Material provided:
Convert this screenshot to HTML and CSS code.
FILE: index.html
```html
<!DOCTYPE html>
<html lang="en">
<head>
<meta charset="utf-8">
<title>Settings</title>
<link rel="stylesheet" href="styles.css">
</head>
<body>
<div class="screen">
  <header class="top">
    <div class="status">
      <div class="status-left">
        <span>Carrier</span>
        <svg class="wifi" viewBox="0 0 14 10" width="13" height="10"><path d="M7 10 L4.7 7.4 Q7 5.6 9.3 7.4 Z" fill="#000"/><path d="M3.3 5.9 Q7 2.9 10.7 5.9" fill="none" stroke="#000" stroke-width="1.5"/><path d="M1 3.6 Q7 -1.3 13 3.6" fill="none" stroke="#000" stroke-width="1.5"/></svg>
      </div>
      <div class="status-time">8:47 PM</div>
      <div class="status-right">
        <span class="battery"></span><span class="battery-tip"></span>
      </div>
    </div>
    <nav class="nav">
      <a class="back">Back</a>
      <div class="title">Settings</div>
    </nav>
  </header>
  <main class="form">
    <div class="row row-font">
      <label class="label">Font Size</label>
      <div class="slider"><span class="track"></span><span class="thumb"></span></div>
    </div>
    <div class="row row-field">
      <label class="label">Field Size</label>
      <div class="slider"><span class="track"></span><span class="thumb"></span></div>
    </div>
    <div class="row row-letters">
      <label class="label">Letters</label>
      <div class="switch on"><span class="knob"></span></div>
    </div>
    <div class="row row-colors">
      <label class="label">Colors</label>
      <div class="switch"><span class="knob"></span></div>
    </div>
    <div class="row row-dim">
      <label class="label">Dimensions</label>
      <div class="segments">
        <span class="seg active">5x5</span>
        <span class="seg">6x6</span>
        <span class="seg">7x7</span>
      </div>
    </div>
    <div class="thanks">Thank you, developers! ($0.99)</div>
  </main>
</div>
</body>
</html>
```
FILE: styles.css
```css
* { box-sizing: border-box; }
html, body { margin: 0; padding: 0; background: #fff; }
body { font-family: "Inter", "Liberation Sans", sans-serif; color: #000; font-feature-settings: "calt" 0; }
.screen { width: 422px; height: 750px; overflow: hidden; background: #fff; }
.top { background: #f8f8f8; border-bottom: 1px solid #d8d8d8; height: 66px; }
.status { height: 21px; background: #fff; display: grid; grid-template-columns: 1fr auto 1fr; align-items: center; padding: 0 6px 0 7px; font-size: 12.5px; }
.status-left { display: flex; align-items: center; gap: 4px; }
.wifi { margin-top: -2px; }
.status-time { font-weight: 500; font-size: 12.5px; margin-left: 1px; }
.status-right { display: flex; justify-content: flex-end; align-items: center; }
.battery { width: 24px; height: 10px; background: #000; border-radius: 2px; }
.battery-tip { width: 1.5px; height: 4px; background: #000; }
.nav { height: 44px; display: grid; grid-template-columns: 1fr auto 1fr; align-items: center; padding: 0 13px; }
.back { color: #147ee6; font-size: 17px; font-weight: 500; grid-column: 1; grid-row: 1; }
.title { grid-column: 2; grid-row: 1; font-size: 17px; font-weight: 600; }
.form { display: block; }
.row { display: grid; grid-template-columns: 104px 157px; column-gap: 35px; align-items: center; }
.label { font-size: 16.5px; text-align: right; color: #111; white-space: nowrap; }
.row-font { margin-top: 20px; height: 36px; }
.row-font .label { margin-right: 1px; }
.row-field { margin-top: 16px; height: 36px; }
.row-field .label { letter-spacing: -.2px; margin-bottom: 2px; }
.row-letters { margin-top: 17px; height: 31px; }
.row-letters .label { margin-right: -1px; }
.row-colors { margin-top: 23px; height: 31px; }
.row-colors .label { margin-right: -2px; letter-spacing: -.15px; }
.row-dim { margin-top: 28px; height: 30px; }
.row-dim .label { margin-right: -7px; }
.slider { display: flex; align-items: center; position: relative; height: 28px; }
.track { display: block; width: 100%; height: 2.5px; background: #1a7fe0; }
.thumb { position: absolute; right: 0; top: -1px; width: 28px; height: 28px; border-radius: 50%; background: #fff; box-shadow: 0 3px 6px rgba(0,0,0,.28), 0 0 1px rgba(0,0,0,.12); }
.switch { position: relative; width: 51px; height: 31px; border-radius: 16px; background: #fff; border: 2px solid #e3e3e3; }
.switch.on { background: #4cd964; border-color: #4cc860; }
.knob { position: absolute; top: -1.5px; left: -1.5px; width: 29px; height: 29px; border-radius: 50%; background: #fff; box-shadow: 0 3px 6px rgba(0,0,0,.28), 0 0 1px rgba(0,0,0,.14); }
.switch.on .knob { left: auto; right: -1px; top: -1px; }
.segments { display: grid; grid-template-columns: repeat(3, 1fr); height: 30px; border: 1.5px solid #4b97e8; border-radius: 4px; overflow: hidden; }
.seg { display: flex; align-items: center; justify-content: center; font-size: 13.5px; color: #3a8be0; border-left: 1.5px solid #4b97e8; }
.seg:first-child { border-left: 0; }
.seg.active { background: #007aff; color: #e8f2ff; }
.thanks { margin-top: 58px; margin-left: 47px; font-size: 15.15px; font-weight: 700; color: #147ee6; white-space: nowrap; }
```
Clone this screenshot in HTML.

...

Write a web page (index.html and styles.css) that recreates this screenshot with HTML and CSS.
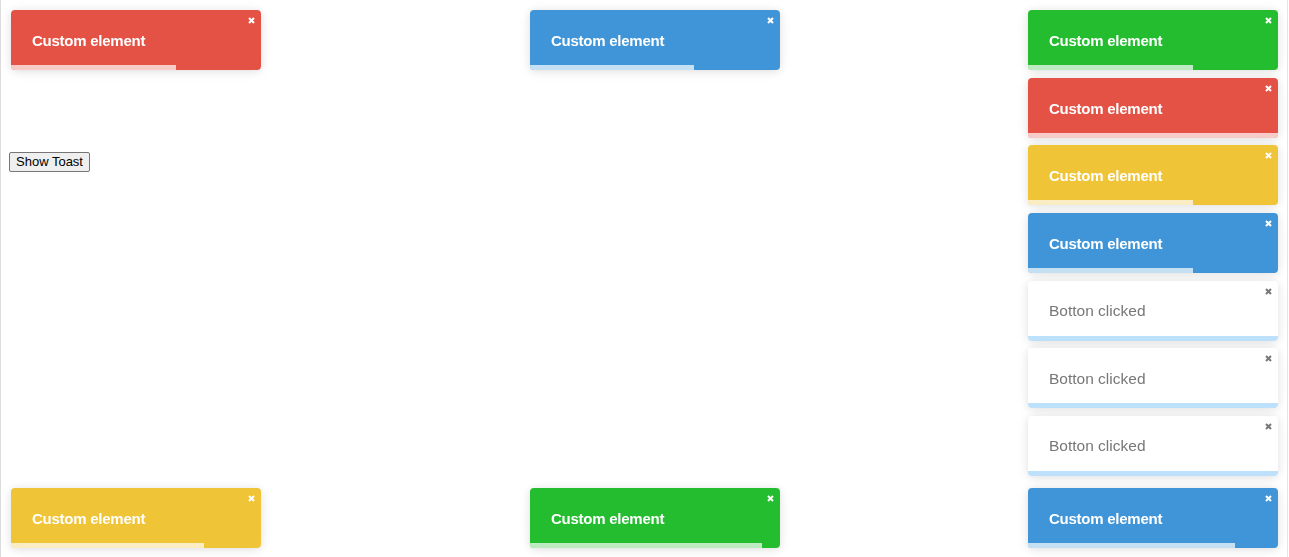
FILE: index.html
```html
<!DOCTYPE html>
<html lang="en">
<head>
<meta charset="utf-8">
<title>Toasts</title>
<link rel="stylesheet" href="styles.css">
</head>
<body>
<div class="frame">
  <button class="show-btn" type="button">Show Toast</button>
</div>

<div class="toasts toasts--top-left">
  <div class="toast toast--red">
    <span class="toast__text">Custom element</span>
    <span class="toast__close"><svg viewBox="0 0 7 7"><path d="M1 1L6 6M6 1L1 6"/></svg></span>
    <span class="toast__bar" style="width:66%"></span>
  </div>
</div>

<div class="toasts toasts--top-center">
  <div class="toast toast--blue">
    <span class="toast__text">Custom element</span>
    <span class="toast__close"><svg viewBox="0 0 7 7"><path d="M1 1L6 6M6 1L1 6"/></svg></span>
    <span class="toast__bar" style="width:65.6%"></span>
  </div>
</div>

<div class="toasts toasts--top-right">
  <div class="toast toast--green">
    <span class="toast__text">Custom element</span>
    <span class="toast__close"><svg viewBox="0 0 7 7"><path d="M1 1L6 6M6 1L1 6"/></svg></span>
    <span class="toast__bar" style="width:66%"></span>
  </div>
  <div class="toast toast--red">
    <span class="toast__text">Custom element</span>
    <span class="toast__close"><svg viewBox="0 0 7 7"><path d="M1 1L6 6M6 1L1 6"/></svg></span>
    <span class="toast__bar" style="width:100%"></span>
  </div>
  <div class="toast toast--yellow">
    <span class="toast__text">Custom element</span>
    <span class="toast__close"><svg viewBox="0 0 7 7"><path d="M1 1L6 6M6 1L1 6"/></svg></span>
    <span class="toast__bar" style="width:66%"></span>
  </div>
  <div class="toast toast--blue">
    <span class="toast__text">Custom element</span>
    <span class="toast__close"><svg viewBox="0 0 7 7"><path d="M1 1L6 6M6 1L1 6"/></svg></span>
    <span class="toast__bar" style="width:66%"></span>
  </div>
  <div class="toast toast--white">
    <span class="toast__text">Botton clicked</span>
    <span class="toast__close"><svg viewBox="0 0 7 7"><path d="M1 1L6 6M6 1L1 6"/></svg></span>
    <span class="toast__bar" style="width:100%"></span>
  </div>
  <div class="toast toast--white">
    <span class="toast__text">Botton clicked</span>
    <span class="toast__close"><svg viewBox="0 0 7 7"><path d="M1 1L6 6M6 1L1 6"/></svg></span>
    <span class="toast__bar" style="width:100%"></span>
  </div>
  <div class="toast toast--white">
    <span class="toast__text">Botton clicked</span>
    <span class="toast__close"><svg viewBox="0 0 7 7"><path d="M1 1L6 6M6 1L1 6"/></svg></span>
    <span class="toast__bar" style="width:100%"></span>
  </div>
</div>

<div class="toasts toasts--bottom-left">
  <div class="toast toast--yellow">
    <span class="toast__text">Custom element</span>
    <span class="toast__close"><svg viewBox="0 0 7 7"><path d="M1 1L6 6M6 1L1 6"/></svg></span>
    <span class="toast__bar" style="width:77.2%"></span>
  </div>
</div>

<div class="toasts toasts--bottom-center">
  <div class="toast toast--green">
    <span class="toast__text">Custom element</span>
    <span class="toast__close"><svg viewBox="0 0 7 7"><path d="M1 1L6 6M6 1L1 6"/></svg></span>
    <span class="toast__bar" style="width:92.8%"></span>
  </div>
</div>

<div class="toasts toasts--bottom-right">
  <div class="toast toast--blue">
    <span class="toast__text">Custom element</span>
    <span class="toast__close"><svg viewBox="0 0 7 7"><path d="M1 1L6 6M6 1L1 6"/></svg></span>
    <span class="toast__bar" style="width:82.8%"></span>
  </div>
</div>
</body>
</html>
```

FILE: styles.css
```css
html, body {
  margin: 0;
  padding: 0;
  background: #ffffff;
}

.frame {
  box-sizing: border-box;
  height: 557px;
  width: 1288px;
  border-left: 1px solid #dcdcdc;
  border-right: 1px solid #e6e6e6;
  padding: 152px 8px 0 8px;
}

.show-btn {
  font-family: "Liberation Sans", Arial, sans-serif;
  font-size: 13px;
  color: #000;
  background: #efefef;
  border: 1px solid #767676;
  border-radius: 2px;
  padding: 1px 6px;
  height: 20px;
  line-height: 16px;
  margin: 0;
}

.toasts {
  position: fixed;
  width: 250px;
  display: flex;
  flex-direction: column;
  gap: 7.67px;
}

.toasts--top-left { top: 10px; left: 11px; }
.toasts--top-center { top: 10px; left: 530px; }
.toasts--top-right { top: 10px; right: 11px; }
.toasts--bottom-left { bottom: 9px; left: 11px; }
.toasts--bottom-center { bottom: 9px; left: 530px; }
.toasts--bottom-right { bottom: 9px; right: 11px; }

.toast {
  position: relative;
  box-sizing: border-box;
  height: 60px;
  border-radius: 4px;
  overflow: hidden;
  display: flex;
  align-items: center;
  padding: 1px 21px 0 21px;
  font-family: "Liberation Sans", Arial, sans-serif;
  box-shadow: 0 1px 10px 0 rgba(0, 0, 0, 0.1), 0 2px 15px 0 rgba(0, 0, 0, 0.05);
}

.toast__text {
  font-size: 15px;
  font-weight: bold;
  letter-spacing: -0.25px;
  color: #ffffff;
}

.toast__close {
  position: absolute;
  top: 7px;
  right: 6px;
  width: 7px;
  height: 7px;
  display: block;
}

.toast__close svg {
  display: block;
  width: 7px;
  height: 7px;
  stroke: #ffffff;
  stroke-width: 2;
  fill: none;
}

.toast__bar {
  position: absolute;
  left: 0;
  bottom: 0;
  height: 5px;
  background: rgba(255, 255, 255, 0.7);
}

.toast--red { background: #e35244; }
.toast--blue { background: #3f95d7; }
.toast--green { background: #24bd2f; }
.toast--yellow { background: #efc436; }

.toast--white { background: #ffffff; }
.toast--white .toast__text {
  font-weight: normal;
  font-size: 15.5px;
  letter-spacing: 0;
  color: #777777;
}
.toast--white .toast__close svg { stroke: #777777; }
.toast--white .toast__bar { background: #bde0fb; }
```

Task to carry out:
Filter for "this". Return all lines that hold it.

Worked answer:
Convert this screenshot to HTML and CSS code.
Clone this screenshot in HTML.
Write a web page (index.html and styles.css) that recreates this screenshot with HTML and CSS.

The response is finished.